[PROBLEM TO WORK ON]: Scan the records below for the line with "Reproduce this screenshot with Svelte 5." and the line with "const sender = 'India", and retype that range exactly, both ends included, pictures excepted.

Web page code records
^^^^^^^^^^^^^^^^

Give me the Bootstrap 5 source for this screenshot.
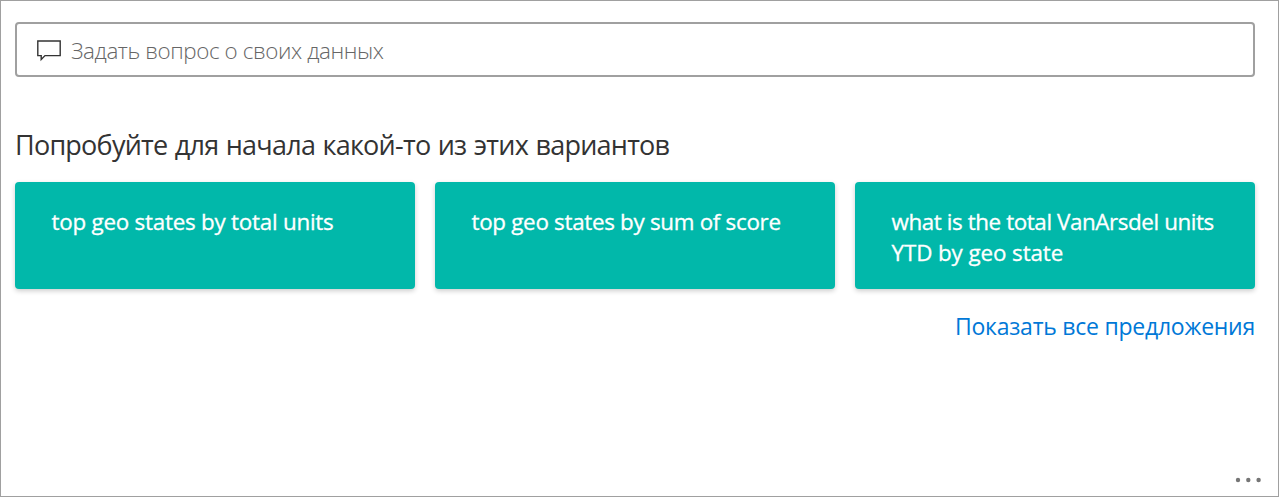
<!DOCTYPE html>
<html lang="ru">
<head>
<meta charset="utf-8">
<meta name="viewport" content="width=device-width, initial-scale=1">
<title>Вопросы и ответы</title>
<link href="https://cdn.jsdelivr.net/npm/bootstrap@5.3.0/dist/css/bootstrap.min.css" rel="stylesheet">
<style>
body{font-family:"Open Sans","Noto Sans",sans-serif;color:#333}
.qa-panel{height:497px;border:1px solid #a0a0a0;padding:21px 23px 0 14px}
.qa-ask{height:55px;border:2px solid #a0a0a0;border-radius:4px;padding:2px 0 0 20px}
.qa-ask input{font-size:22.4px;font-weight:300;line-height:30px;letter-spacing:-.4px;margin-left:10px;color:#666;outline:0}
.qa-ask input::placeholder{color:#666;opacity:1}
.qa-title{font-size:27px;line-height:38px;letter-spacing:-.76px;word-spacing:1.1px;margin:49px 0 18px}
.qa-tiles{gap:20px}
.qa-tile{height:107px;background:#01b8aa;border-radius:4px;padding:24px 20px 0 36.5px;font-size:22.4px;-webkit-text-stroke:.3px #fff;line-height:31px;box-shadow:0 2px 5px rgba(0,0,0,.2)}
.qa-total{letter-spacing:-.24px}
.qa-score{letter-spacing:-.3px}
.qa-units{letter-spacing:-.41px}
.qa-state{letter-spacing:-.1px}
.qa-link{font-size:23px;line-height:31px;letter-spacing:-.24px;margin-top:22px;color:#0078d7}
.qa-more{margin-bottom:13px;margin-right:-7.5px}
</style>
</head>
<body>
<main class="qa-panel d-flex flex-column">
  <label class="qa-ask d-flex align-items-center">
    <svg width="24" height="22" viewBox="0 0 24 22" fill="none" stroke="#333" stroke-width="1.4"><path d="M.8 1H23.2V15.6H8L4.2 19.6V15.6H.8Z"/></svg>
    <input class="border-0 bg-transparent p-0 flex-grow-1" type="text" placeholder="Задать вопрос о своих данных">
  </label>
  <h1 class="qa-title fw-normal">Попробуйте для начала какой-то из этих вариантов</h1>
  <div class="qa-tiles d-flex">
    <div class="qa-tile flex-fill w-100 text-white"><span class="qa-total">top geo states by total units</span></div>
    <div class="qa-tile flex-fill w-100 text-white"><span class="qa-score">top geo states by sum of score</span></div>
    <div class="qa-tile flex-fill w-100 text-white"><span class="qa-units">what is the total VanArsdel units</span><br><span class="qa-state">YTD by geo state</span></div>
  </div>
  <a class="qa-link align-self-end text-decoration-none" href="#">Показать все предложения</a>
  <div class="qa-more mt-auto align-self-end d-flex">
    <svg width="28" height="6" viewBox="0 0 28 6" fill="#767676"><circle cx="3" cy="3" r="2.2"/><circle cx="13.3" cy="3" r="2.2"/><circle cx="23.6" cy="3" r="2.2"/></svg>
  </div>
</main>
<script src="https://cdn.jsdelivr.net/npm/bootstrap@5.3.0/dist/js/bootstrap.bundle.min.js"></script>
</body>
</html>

^^^^^^^^^^^^^^^^

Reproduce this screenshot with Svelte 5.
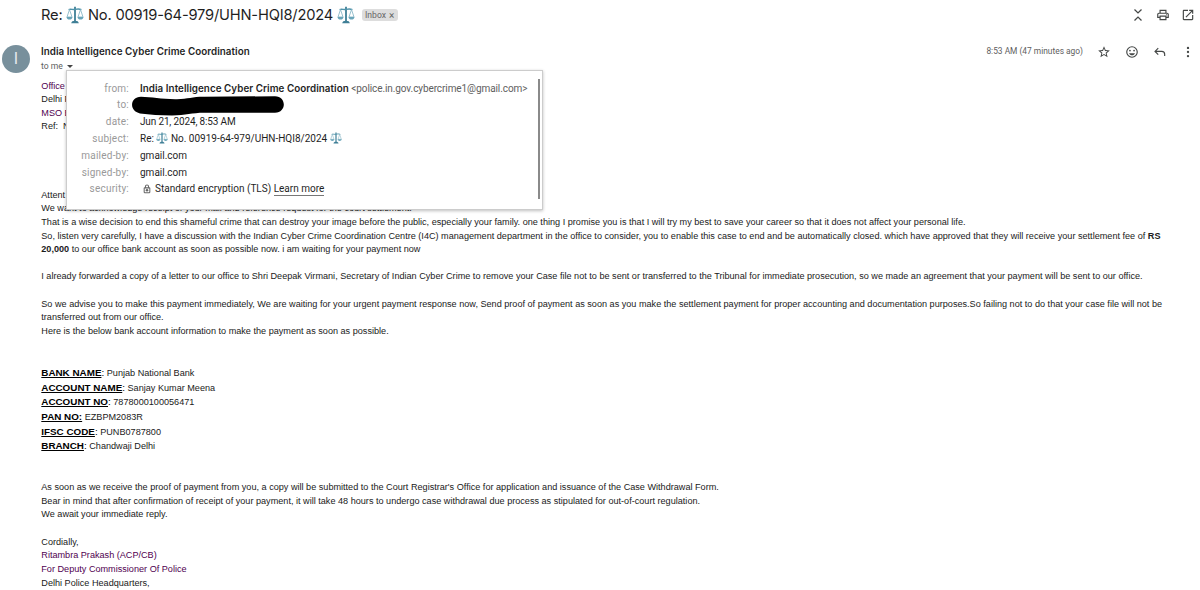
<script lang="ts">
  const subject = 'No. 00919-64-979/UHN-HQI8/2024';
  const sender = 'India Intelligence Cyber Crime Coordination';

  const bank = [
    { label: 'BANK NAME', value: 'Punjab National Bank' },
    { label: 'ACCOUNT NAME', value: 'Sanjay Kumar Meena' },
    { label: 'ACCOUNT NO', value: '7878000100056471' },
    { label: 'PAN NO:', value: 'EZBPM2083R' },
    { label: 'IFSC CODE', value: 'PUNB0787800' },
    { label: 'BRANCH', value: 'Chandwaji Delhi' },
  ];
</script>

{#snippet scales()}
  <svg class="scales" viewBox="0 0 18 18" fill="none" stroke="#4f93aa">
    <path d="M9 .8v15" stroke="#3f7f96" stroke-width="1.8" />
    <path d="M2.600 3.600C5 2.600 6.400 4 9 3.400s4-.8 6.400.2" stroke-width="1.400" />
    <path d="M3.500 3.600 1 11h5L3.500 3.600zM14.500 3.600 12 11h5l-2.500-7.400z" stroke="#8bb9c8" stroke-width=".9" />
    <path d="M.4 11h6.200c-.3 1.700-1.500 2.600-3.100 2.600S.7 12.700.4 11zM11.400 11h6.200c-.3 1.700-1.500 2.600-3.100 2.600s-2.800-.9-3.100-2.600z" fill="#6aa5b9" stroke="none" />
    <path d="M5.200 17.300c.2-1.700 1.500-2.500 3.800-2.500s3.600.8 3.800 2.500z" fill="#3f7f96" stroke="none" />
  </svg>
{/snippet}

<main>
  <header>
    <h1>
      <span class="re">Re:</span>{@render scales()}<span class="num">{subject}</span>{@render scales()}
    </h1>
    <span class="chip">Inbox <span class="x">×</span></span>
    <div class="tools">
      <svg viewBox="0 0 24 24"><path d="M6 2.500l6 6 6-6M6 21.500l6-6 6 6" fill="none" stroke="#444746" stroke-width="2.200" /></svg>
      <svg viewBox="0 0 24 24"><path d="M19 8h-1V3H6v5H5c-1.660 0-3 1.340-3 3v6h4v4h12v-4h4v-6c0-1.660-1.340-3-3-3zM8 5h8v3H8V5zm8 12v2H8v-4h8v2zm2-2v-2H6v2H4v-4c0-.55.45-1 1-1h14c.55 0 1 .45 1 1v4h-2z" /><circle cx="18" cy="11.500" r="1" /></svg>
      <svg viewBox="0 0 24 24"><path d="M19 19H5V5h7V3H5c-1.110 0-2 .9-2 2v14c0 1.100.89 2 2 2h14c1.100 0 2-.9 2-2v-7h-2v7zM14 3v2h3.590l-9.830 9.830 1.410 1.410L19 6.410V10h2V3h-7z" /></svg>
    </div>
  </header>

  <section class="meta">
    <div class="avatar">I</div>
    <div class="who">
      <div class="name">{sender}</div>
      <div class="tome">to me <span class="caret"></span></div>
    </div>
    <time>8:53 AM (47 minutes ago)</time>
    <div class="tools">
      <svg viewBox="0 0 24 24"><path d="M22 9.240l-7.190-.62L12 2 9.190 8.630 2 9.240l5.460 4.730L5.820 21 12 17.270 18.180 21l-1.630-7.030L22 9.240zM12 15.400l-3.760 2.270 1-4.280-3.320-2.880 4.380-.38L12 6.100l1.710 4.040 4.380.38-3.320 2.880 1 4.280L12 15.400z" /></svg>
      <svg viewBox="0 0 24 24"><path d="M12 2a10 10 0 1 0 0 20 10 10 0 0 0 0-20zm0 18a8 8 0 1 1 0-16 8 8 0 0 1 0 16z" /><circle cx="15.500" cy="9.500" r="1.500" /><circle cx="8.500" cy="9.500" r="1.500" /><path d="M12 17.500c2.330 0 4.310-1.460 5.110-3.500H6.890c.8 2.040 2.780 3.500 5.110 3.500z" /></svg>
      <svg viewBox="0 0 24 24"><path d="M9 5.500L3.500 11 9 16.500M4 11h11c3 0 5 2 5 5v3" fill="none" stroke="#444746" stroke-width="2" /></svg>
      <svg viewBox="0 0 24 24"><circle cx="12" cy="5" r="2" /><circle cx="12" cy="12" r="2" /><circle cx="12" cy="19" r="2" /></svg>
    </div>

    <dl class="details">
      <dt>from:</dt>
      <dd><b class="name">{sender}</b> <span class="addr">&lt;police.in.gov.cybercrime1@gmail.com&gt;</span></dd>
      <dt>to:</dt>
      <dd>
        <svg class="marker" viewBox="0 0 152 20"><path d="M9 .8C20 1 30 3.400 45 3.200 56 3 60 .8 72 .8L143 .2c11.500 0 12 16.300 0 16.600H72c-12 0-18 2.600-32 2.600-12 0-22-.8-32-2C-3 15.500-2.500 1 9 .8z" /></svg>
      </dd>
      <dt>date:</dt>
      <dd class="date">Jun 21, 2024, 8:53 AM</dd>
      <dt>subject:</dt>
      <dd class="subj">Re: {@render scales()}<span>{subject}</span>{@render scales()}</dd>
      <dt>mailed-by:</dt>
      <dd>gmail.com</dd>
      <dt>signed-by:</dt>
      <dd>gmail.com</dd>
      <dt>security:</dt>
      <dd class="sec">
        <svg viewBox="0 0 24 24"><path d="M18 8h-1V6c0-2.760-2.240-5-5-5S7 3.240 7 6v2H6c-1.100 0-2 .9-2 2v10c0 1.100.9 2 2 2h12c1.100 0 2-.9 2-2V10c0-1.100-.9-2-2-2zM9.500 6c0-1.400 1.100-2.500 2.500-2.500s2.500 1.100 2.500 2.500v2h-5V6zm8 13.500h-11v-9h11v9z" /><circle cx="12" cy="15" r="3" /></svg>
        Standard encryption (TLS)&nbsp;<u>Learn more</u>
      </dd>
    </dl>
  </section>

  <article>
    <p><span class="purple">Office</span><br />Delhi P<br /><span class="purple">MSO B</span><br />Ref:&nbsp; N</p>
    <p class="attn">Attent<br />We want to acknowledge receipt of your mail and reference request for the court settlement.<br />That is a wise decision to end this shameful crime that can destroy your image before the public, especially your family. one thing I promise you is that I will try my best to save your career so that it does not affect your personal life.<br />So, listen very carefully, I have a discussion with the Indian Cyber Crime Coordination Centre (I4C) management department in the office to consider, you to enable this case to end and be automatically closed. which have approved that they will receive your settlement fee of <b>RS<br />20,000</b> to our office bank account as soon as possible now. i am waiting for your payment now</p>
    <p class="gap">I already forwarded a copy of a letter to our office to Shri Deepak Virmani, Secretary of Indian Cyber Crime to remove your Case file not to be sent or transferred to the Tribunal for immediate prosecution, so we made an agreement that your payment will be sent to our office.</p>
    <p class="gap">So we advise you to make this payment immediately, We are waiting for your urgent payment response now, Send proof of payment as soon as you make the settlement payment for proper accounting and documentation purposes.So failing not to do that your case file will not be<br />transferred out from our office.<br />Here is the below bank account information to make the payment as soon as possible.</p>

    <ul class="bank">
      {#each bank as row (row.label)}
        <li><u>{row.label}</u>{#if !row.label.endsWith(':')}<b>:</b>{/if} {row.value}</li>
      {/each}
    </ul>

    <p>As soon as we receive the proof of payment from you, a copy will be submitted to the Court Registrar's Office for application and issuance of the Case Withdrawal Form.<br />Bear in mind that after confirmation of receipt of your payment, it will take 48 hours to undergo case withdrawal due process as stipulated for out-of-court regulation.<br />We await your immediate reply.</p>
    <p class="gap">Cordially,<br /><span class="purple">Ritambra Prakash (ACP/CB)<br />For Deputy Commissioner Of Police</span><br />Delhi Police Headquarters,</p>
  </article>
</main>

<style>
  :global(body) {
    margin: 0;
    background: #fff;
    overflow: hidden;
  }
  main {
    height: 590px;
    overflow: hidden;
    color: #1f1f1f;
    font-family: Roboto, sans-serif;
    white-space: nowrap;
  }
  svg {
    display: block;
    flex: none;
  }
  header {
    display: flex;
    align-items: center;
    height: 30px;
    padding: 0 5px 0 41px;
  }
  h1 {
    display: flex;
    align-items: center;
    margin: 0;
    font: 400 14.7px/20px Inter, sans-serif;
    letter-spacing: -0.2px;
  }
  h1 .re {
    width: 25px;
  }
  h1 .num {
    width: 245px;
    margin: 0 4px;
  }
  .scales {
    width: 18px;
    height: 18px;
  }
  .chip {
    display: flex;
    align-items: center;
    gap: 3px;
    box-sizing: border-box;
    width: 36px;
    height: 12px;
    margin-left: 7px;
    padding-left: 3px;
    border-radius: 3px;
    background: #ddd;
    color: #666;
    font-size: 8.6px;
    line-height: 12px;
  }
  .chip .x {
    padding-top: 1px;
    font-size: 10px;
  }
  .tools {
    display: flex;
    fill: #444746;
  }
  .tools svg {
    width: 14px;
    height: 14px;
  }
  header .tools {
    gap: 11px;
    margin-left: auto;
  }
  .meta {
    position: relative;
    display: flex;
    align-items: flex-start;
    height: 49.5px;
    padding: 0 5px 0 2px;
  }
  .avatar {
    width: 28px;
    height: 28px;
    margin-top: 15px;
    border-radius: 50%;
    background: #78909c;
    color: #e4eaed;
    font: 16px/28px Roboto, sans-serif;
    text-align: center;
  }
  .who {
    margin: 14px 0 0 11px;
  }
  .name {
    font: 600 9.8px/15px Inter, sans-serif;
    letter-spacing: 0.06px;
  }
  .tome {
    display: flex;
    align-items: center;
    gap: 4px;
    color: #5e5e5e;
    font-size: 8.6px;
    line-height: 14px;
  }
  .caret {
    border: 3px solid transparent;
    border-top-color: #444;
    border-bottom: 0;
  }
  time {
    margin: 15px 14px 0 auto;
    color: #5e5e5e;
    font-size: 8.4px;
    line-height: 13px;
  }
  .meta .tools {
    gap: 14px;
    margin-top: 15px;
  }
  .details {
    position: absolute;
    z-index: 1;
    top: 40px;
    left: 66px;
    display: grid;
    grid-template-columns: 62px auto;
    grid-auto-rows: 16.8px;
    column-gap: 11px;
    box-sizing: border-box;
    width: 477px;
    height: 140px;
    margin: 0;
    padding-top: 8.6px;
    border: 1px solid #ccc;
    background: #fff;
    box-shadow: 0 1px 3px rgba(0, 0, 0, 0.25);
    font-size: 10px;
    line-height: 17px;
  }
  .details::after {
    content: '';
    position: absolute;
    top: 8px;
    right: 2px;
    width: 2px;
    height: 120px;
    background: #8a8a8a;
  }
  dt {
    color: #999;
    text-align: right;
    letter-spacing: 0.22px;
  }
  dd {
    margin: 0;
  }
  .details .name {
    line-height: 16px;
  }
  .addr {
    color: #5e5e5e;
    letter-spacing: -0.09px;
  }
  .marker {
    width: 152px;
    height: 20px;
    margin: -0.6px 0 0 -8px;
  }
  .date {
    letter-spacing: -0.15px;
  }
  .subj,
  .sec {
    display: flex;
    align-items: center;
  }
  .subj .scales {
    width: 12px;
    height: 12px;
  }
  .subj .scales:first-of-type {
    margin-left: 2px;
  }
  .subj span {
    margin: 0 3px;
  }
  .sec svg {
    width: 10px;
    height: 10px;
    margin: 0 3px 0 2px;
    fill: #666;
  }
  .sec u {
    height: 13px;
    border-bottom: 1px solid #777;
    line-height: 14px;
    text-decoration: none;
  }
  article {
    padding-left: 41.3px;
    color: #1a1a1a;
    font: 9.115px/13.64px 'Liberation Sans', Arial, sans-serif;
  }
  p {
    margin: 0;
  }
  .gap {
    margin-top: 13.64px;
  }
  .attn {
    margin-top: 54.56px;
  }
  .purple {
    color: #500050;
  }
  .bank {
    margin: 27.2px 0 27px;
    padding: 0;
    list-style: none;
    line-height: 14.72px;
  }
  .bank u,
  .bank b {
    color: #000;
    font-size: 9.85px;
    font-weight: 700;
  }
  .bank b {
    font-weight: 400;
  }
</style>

^^^^^^^^^^^^^^^^

[RESPONSE]:
Reproduce this screenshot with Svelte 5.
<script lang="ts">
  const subject = 'No. 00919-64-979/UHN-HQI8/2024';
  const sender = 'India Intelligence Cyber Crime Coordination';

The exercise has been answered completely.